Learned medicine centred on the practica, a genre of Latin texts based on description of diseases and their treatment (nosology). Its interests were less in the abstract reasoning of medieval medicine and in the tradition of Avicenna, on which it was built, and instead it was based more on the diagnosis and treatment of particular diseases. Practica, covering diagnosis and therapies, was contrasted with theorica, which dealt with physiology and abstract thought on health and illness. The tradition from Galen valued practica less than theorica concepts, but from the 15th century the status of practica in learned medicine rose.

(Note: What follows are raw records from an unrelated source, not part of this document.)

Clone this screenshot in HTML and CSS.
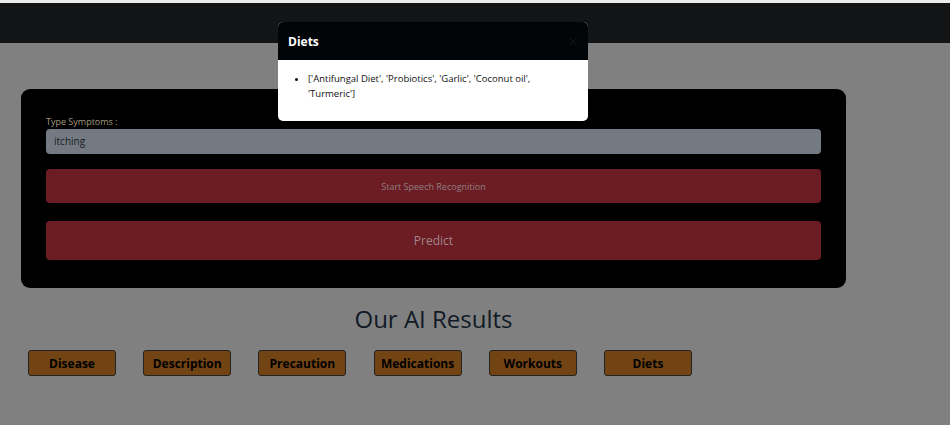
FILE: index.html
```html
<!DOCTYPE html>
<html lang="en">
<head>
<meta charset="utf-8">
<title>Health Predictor</title>
<link rel="stylesheet" href="styles.css">
</head>
<body>
<div class="topline"></div>
<nav class="navbar"></nav>
<main class="container">
  <section class="card">
    <label class="label" for="symptoms">Type Symptoms :</label>
    <div class="input" id="symptoms">itching</div>
    <button class="btn speech">Start Speech Recognition</button>
    <button class="btn predict">Predict</button>
  </section>
  <h1 class="title">Our AI Results</h1>
  <div class="results">
    <button class="tag">Disease</button>
    <button class="tag">Description</button>
    <button class="tag">Precaution</button>
    <button class="tag">Medications</button>
    <button class="tag">Workouts</button>
    <button class="tag">Diets</button>
  </div>
</main>
<div class="modal">
  <div class="modal-header">
    <span class="modal-title">Diets</span>
    <span class="close">&times;</span>
  </div>
  <div class="modal-body">
    <ul>
      <li>['Antifungal Diet', 'Probiotics', 'Garlic', 'Coconut oil', 'Turmeric']</li>
    </ul>
  </div>
</div>
</body>
</html>
```
FILE: styles.css
```css
* { box-sizing: border-box; }
html, body { margin: 0; padding: 0; }
body {
  background: #808080;
  font-family: "Open Sans", "Noto Sans", sans-serif;
  height: 425px;
  overflow: hidden;
  position: relative;
}
.topline { height: 3px; background: #ececec; }
.navbar { height: 40px; background: #131416; }
.container { width: 825px; margin-left: 21px; }
.card {
  margin-top: 46px;
  background: #000;
  border-radius: 9px;
  padding: 26px 25px 28px 25px;
  display: flex;
  flex-direction: column;
}
.label {
  font-size: 9px;
  color: #a39a80;
  line-height: 14px;
}
.input {
  height: 25px;
  background: #747a82;
  border-radius: 4px;
  font-size: 10px;
  color: #1b1c1f;
  line-height: 25px;
  padding-left: 8px;
}
.btn {
  border: none;
  background: #6c1c23;
  border-radius: 4px;
  font-family: inherit;
  width: 100%;
  padding: 0;
}
.speech {
  margin-top: 15px;
  height: 34px;
  font-size: 9px;
  color: #8f7f82;
}
.predict {
  margin-top: 18px;
  height: 39px;
  font-size: 12px;
  color: #a0878c;
}
.title {
  margin: 14px 0 0;
  text-align: center;
  font-size: 24px;
  font-weight: 500;
  color: #111a27;
  line-height: 34px;
}
.results {
  display: flex;
  gap: 27.2px;
  margin-top: 14px;
  padding-left: 7px;
}
.tag {
  width: 88px;
  height: 26px;
  background: #734413;
  border: 1px solid #222;
  border-radius: 3px;
  font-family: inherit;
  font-weight: 700;
  font-size: 12px;
  color: #000;
  padding: 0;
}
.modal {
  position: absolute;
  left: 278px;
  top: 22px;
  width: 310px;
  background: #fff;
  border-radius: 5px;
  overflow: hidden;
}
.modal-header {
  height: 38px;
  background: #020507;
  display: flex;
  align-items: center;
  justify-content: space-between;
  padding: 0 10px;
}
.modal-title {
  color: #fff;
  font-weight: 700;
  font-size: 12px;
}
.close {
  color: #0e1114;
  font-size: 18px;
}
.modal-body {
  padding: 11px 40px 20px 10px;
  font-size: 9.5px;
  color: #111;
  line-height: 15px;
}
.modal-body ul { margin: 0; padding-left: 20px; }
```
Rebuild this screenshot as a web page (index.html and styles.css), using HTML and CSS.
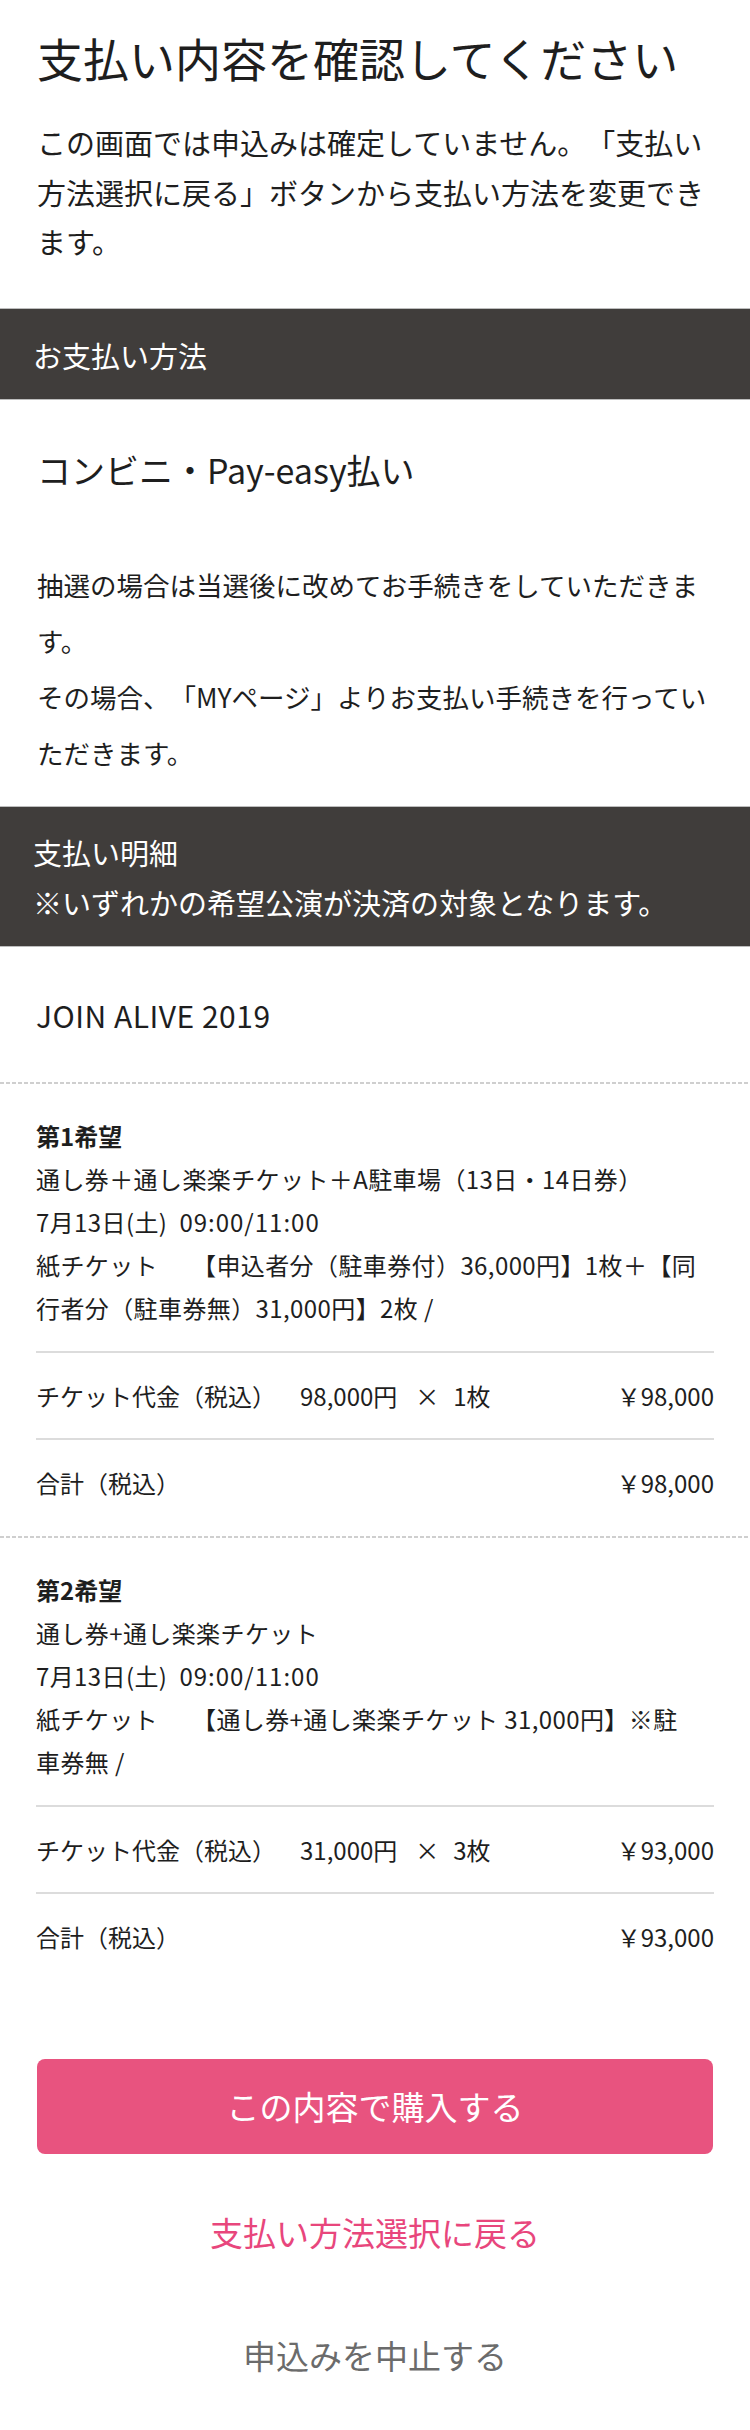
FILE: index.html
```html
<!DOCTYPE html>
<html lang="ja">
<head>
<meta charset="utf-8">
<title>支払い内容を確認してください</title>
<link rel="stylesheet" href="styles.css">
</head>
<body>
<div class="page">
  <header class="intro">
    <h1 class="intro__title">支払い内容を確認してください</h1>
    <p class="intro__text">この画面では申込みは確定していません。「支払い方法選択に戻る」ボタンから支払い方法を変更できます。</p>
  </header>

  <h2 class="band">お支払い方法</h2>

  <section class="method">
    <p class="method__name">コンビニ・Pay-easy払い</p>
    <div class="method__note">
      <p>抽選の場合は当選後に改めてお手続きをしていただきます。</p>
      <p>その場合、「MYページ」よりお支払い手続きを行っていただきます。</p>
    </div>
  </section>

  <div class="band band--tall">
    <p>支払い明細</p>
    <p>※いずれかの希望公演が決済の対象となります。</p>
  </div>

  <p class="event">JOIN ALIVE 2019</p>

  <section class="choice">
    <div class="choice__detail">
      <h3 class="choice__title">第1希望</h3>
      <p>通し券＋通し楽楽チケット＋A駐車場（13日・14日券）</p>
      <p>7月13日(土)<span class="choice__time">09:00/11:00</span></p>
      <p><span class="choice__kind">紙チケット</span>【申込者分（駐車券付）36,000円】1枚＋【同<br>行者分（駐車券無）31,000円】2枚 /</p>
    </div>
    <div class="row">
      <span>チケット代金（税込）<span class="row__calc">98,000円<span class="row__x">×</span>1枚</span></span>
      <span>￥98,000</span>
    </div>
    <div class="row">
      <span>合計（税込）</span>
      <span>￥98,000</span>
    </div>
  </section>

  <section class="choice choice--last">
    <div class="choice__detail">
      <h3 class="choice__title">第2希望</h3>
      <p>通し券+通し楽楽チケット</p>
      <p>7月13日(土)<span class="choice__time">09:00/11:00</span></p>
      <p><span class="choice__kind">紙チケット</span>【通し券+通し楽楽チケット 31,000円】※駐<br>車券無 /</p>
    </div>
    <div class="row">
      <span>チケット代金（税込）<span class="row__calc">31,000円<span class="row__x">×</span>3枚</span></span>
      <span>￥93,000</span>
    </div>
    <div class="row">
      <span>合計（税込）</span>
      <span>￥93,000</span>
    </div>
  </section>

  <div class="actions">
    <a class="actions__buy" href="#">この内容で購入する</a>
    <a class="actions__back" href="#">支払い方法選択に戻る</a>
    <a class="actions__cancel" href="#">申込みを中止する</a>
  </div>
</div>
</body>
</html>
```

FILE: styles.css
```css
* {
  box-sizing: border-box;
}

html, body {
  margin: 0;
  padding: 0;
  background: #fff;
}

body {
  font-family: "Noto Sans CJK JP", "Noto Sans", sans-serif;
  color: #1e1e1e;
  text-spacing-trim: space-all;
}

p, h1, h2, h3 {
  margin: 0;
  font-weight: 400;
}

.page {
  width: 750px;
  min-height: 2430px;
}

.intro {
  padding: 27px 37px 41px;
}

.intro__title {
  font-size: 46px;
  line-height: 60px;
}

.intro__text {
  margin-top: 31px;
  font-size: 29px;
  line-height: 49.5px;
}

.band {
  background: #403d3b;
  color: #fff;
  font-size: 29px;
  line-height: 92px;
  height: 92px;
  padding: 0 33px;
  border-top: 1px solid #bdbdbd;
  border-bottom: 1px solid #bdbdbd;
}

.band--tall {
  height: auto;
  line-height: 50px;
  padding: 20px 33px 19px;
}

.method {
  padding: 45px 37px 25px;
}

.method__name {
  font-size: 34px;
  line-height: 50px;
}

.method__note {
  margin-top: 62px;
  font-size: 26.5px;
  line-height: 56px;
}

.event {
  padding: 46px 36px 45px;
  font-size: 30px;
  line-height: 44px;
  letter-spacing: 0.5px;
}

.choice {
  padding: 32px 36px 11px;
  background: repeating-linear-gradient(to right, #cfcfcf 0 4px, transparent 4px 6px) top left / 100% 2px no-repeat;
}

.choice__detail {
  font-size: 24px;
  line-height: 43px;
  letter-spacing: 0.4px;
  margin-bottom: 22px;
}

.choice__title {
  font-size: 24px;
  line-height: 43px;
  font-weight: 700;
  letter-spacing: 0;
}

.choice__time {
  margin-left: 12px;
  letter-spacing: 1px;
}

.choice__kind {
  margin-right: 34px;
}

.row {
  display: flex;
  justify-content: space-between;
  align-items: center;
  border-top: 2px solid #dcdcdc;
  padding: 24px 0;
  font-size: 24px;
  line-height: 37px;
}

.row__calc {
  margin-left: 24px;
}

.row__x {
  margin: 0 14px 0 18px;
}

.actions {
  display: flex;
  flex-direction: column;
  align-items: stretch;
  padding: 69px 37px 33px;
}

.actions a {
  display: block;
  text-align: center;
  text-decoration: none;
  font-size: 33px;
}

.actions__buy {
  height: 95px;
  line-height: 95px;
  background: #e8537f;
  color: #fff;
  border-radius: 8px;
}

.actions__back {
  margin-top: 38px;
  line-height: 80px;
  color: #e8467c;
}

.actions__cancel {
  margin-top: 43px;
  line-height: 80px;
  color: #6b6b6b;
}
```
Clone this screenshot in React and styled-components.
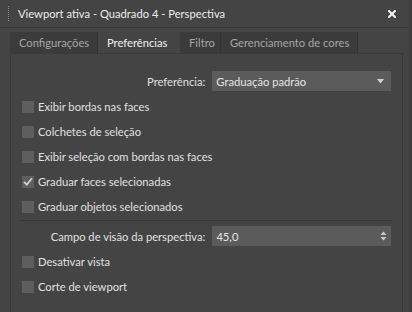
import React from 'react'
import styled, { createGlobalStyle } from 'styled-components'

const GlobalStyle = createGlobalStyle`
  html, body {
    margin: 0;
    padding: 0;
    background: #444444;
  }
  body {
    font-family: Lato, "Noto Sans", sans-serif;
    font-size: 11.2px;
    color: #dcdcdc;
  }
`

const Window = styled.div`
  width: 412px;
  height: 312px;
  box-sizing: border-box;
  background: #444444;
  border-right: 3px solid #3d3d3d;
  display: flex;
  flex-direction: column;
  overflow: hidden;
`

const TitleBar = styled.div`
  height: 28px;
  box-sizing: border-box;
  border-bottom: 1px solid #383838;
  display: flex;
  align-items: center;
  padding-left: 8px;
  padding-right: 13px;
`

const Grip = styled.div`
  width: 1px;
  height: 16px;
  margin-right: 9px;
  background-image: linear-gradient(#8a8a8a 50%, transparent 50%);
  background-size: 1px 2px;
`

const Title = styled.span`
  flex: 1;
  color: #ececec;
  white-space: nowrap;
`

const TabStrip = styled.div`
  display: flex;
  margin: 4px 0 0 10px;
  height: 21px;
`

const Tab = styled.div`
  width: ${p => p.$w}px;
  box-sizing: border-box;
  padding-left: 9px;
  display: flex;
  align-items: center;
  white-space: nowrap;
  background: ${p => (p.$active ? '#444444' : '#3b3b3b')};
  color: ${p => (p.$active ? '#f0f0f0' : '#a6a6a6')};
  border-right: 1px solid ${p => (p.$active ? '#444444' : '#333333')};
`

const Panel = styled.div`
  flex: 1;
  margin: 0 6px 0 10px;
  border: 1px solid #393939;
  border-bottom: none;
  display: flex;
  flex-direction: column;
  padding: 17px 11px 0 11px;
`

const FieldRow = styled.div`
  display: flex;
  align-items: center;
  height: 20px;
`

const FieldLabel = styled.span`
  width: 187px;
  text-align: right;
  padding-right: 7px;
  color: #e0e0e0;
  white-space: nowrap;
`

const Select = styled.div`
  width: 182px;
  height: 20px;
  box-sizing: border-box;
  background: #5b5b5b;
  display: flex;
  align-items: center;
  padding: 0 ${p => p.$padRight || 4}px 0 4px;
  color: #e4e4e4;
  span { flex: 1; }
`

const Check = styled.div`
  display: flex;
  align-items: center;
  height: 25px;
  color: #e0e0e0;
  white-space: nowrap;
`

const Box = styled.span`
  width: 12px;
  height: 12px;
  background: #5e5e5e;
  margin-right: 4px;
  display: flex;
  align-items: center;
  justify-content: center;
`

const Divider = styled.div`
  height: 1px;
  background: #393939;
  margin: 1px 0 5px -2px;
  width: 372px;
`

const CheckList = styled.div`
  display: flex;
  flex-direction: column;
  margin-top: 3px;
`

const CloseIcon = () => (
  <svg width="8" height="8" viewBox="0 0 8 8">
    <path d="M1 1 L7 7 M7 1 L1 7" stroke="#f4f4f4" strokeWidth="2" strokeLinecap="square" />
  </svg>
)

const Arrow = () => (
  <svg width="7" height="5" viewBox="0 0 7 5">
    <path d="M0 0 H7 L3.5 4.5 Z" fill="#d0d0d0" />
  </svg>
)

const Spin = () => (
  <svg width="7" height="10" viewBox="0 0 7 10">
    <path d="M0.5 4 H6.5 L3.5 0.5 Z" fill="#c8c8c8" />
    <path d="M0.5 6 H6.5 L3.5 9.5 Z" fill="#c8c8c8" />
  </svg>
)

const Tick = () => (
  <svg width="10" height="9" viewBox="0 0 10 9">
    <path d="M1 4.8 L3.8 7.6 L9 1.2" stroke="#cfcfcf" strokeWidth="1.8" fill="none" />
  </svg>
)

const CheckItem = ({ label, checked }) => (
  <Check>
    <Box>{checked && <Tick />}</Box>
    {label}
  </Check>
)

const tabs = [
  { label: 'Configurações', w: 88 },
  { label: 'Preferências', w: 82, active: true },
  { label: 'Filtro', w: 41 },
  { label: 'Gerenciamento de cores', w: 137 },
]

export default function App() {
  return (
    <Window>
      <GlobalStyle />
      <TitleBar>
        <Grip />
        <Title>Viewport ativa - Quadrado 4 - Perspectiva</Title>
        <CloseIcon />
      </TitleBar>
      <TabStrip>
        {tabs.map(t => (
          <Tab key={t.label} $w={t.w} $active={t.active}>{t.label}</Tab>
        ))}
      </TabStrip>
      <Panel>
        <FieldRow>
          <FieldLabel>Preferência:</FieldLabel>
          <Select $padRight={7}>
            <span>Graduação padrão</span>
            <Arrow />
          </Select>
        </FieldRow>
        <CheckList>
          <CheckItem label="Exibir bordas nas faces" />
          <CheckItem label="Colchetes de seleção" />
          <CheckItem label="Exibir seleção com bordas nas faces" />
          <CheckItem label="Graduar faces selecionadas" checked />
          <CheckItem label="Graduar objetos selecionados" />
        </CheckList>
        <Divider />
        <FieldRow>
          <FieldLabel>Campo de visão da perspectiva:</FieldLabel>
          <Select>
            <span>45,0</span>
            <Spin />
          </Select>
        </FieldRow>
        <CheckList>
          <CheckItem label="Desativar vista" />
          <CheckItem label="Corte de viewport" />
        </CheckList>
      </Panel>
    </Window>
  )
}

"Learned medicine" in this sense was also an academic discipline. It was taught in European universities, and its faculty had the same status as those of theology and law. Learned medicine is typically contrasted with the folk medicine of the period, but it has been argued that the distinction is not rigorous. Its Galenic teachings were challenged successively by Paracelsianism and Helmontianism.

==Learned medicine and syphilis==
Around the year 1500 an issue for learned medicine was the nature of morbus gallicus, now identified as venereal syphilis. Alessandro Benedetti, in particular, advocated the line that it was a novel disease, not described in the traditional authorities. Niccolo Leoniceno conceded that in terms of symptoms it could not be identified as known to the ancients; but denied that novel diseases could exist.